→ Work to be completed:
Copy each line in which the string "styles" occurs.

'''

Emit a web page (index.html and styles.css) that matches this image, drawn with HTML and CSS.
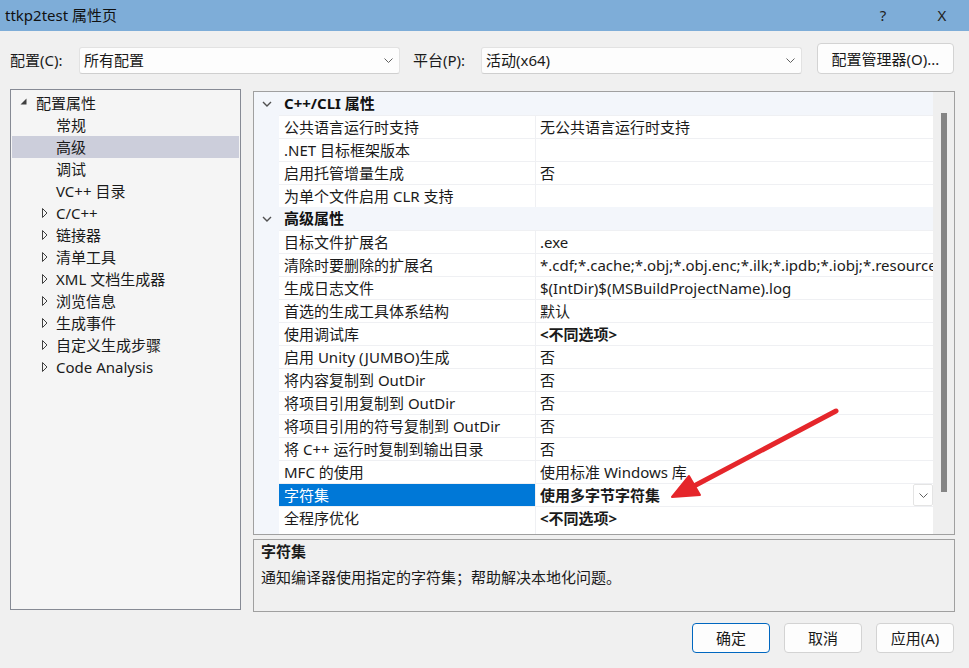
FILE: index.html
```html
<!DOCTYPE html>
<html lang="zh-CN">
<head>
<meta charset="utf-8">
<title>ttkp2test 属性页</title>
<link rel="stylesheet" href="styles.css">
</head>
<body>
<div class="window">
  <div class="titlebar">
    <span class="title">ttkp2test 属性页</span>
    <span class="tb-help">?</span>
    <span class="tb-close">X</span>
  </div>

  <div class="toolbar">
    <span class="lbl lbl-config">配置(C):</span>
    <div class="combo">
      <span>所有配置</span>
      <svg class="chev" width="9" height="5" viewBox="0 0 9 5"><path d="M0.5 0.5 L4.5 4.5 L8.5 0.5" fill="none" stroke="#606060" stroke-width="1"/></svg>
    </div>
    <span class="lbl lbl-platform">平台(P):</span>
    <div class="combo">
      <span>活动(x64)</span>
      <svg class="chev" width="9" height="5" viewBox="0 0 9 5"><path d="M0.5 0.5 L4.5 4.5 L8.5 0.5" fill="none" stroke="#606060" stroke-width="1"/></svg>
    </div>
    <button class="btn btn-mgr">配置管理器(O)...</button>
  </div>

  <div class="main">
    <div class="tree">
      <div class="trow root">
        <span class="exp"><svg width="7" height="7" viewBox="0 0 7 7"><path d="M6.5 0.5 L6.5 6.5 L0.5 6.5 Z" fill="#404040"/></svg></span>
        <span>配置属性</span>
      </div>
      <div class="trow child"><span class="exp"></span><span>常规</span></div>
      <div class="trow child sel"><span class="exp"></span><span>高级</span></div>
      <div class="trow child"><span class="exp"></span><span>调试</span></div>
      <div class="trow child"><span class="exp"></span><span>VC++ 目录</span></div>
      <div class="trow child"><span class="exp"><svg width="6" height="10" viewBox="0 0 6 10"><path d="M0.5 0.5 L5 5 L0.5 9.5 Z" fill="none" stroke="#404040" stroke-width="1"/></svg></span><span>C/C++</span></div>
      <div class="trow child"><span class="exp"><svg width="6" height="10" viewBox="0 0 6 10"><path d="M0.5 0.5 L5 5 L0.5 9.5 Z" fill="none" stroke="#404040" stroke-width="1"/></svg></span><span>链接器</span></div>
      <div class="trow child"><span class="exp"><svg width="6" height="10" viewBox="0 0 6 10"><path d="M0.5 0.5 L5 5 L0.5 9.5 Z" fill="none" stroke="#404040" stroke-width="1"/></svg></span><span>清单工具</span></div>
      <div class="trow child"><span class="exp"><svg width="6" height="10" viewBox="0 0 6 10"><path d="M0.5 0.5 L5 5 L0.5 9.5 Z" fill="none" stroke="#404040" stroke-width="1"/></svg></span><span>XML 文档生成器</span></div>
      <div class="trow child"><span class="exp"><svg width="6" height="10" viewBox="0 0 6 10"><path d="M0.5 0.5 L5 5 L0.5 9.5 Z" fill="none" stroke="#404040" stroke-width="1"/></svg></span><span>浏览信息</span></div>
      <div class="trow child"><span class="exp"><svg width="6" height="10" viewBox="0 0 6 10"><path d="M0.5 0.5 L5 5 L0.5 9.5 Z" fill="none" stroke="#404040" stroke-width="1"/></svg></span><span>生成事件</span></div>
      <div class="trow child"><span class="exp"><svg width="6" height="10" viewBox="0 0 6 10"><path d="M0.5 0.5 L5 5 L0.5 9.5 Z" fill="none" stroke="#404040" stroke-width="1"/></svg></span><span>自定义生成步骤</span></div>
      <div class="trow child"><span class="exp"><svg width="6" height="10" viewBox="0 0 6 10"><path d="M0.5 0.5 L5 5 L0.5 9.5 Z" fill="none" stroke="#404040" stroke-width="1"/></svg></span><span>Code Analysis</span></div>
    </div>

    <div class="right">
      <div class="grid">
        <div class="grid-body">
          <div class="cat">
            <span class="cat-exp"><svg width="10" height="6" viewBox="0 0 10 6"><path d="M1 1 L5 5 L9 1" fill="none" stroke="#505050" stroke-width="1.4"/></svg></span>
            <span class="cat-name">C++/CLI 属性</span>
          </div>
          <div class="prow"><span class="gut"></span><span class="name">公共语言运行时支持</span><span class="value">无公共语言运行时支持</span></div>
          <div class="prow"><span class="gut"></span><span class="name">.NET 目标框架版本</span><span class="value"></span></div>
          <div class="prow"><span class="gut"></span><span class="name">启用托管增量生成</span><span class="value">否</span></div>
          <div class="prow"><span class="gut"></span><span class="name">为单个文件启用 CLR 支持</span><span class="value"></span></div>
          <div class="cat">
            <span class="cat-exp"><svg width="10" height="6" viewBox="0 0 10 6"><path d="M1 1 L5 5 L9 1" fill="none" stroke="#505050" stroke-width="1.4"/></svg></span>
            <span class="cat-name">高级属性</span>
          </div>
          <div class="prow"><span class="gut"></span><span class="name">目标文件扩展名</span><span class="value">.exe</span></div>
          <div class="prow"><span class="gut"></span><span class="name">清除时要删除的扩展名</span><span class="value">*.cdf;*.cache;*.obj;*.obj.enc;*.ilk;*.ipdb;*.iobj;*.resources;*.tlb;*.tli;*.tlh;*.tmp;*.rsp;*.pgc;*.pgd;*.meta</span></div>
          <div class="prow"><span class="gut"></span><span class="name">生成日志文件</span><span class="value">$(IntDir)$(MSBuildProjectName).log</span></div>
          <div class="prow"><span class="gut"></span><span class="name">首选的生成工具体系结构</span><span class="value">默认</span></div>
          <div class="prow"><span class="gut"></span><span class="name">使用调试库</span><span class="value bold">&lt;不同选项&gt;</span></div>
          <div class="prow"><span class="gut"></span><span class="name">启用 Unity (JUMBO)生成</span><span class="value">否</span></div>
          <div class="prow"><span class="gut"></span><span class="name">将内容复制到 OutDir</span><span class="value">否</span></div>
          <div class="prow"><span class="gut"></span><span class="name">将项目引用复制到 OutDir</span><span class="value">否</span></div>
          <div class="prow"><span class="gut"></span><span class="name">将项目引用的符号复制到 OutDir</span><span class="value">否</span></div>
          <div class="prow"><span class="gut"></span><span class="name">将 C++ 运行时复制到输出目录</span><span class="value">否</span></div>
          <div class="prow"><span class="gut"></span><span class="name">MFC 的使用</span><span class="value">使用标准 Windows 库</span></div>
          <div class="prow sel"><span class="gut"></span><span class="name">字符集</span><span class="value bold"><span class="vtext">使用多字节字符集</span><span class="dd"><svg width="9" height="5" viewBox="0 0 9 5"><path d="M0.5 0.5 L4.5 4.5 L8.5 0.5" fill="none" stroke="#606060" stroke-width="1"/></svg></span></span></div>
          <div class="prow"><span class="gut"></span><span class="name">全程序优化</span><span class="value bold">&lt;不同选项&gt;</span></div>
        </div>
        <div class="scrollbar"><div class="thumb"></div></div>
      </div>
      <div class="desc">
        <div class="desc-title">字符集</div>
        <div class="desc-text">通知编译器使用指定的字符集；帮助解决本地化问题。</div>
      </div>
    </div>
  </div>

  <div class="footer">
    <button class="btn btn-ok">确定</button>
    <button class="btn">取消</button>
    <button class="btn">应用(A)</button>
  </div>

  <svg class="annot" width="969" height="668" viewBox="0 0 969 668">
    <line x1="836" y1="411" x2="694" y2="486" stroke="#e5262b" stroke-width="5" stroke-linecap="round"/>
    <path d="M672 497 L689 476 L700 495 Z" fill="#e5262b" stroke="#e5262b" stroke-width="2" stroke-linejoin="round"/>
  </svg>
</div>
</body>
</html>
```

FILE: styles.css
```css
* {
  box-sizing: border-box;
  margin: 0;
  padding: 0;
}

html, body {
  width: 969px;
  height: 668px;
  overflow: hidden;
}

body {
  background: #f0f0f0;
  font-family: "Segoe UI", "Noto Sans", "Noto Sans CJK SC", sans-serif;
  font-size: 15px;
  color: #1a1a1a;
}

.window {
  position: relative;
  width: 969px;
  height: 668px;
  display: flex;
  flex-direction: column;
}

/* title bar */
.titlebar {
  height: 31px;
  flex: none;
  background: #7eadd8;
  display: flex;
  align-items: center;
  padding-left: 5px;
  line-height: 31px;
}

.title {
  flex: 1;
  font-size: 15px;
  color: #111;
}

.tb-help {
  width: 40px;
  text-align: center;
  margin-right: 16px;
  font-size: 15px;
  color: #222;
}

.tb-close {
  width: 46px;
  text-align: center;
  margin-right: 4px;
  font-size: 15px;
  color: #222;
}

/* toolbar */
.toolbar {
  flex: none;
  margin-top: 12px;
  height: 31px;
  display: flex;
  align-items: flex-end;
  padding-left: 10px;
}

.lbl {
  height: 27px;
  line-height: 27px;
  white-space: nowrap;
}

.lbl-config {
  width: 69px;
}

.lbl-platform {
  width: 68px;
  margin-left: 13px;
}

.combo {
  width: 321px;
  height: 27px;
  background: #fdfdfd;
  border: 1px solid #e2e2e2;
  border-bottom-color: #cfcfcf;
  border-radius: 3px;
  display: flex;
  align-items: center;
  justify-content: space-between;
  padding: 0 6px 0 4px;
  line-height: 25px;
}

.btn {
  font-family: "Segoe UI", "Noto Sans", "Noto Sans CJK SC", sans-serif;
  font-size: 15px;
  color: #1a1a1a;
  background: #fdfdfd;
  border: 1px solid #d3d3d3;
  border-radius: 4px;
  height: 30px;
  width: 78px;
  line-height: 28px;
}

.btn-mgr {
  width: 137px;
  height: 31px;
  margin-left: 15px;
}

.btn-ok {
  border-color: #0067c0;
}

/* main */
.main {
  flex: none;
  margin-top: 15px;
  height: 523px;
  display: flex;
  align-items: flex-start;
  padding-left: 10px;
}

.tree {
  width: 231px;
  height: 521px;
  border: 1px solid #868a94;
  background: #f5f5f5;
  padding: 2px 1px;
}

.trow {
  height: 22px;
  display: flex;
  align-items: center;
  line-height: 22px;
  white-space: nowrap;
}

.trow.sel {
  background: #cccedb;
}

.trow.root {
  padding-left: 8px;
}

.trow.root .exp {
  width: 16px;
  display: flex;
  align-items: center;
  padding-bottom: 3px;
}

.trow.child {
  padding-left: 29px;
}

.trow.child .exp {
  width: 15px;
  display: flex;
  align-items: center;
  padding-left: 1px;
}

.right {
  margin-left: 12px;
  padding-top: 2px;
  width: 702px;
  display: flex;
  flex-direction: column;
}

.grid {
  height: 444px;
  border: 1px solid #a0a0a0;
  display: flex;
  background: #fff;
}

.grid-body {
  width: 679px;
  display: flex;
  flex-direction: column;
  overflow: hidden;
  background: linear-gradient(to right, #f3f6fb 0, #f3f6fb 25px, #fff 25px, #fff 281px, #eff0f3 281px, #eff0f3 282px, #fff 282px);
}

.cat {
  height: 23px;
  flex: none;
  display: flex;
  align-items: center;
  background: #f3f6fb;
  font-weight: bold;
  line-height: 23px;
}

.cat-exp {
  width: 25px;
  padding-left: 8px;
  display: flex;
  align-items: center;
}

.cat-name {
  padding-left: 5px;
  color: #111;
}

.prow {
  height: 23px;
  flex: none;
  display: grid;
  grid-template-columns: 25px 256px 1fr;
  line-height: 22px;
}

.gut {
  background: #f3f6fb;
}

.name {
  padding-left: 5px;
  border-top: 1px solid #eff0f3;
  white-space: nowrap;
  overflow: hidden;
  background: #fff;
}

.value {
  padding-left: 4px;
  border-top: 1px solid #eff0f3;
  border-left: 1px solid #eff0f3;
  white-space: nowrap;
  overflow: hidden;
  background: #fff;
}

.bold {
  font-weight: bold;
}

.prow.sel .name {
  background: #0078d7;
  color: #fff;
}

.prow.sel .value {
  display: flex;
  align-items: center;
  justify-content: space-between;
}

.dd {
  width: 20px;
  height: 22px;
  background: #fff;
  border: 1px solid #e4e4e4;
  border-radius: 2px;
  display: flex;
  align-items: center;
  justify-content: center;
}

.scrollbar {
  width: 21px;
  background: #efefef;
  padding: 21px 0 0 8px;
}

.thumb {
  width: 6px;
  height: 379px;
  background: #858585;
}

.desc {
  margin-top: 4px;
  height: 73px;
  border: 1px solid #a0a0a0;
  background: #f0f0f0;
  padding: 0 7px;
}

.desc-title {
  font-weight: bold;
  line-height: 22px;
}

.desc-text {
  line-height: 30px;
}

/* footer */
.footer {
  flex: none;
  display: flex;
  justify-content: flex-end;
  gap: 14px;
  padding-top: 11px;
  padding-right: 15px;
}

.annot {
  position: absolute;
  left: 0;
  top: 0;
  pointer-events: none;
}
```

'''

→ Answer:
Emit a web page (index.html and styles.css) that matches this image, drawn with HTML and CSS.
<link rel="stylesheet" href="styles.css">
FILE: styles.css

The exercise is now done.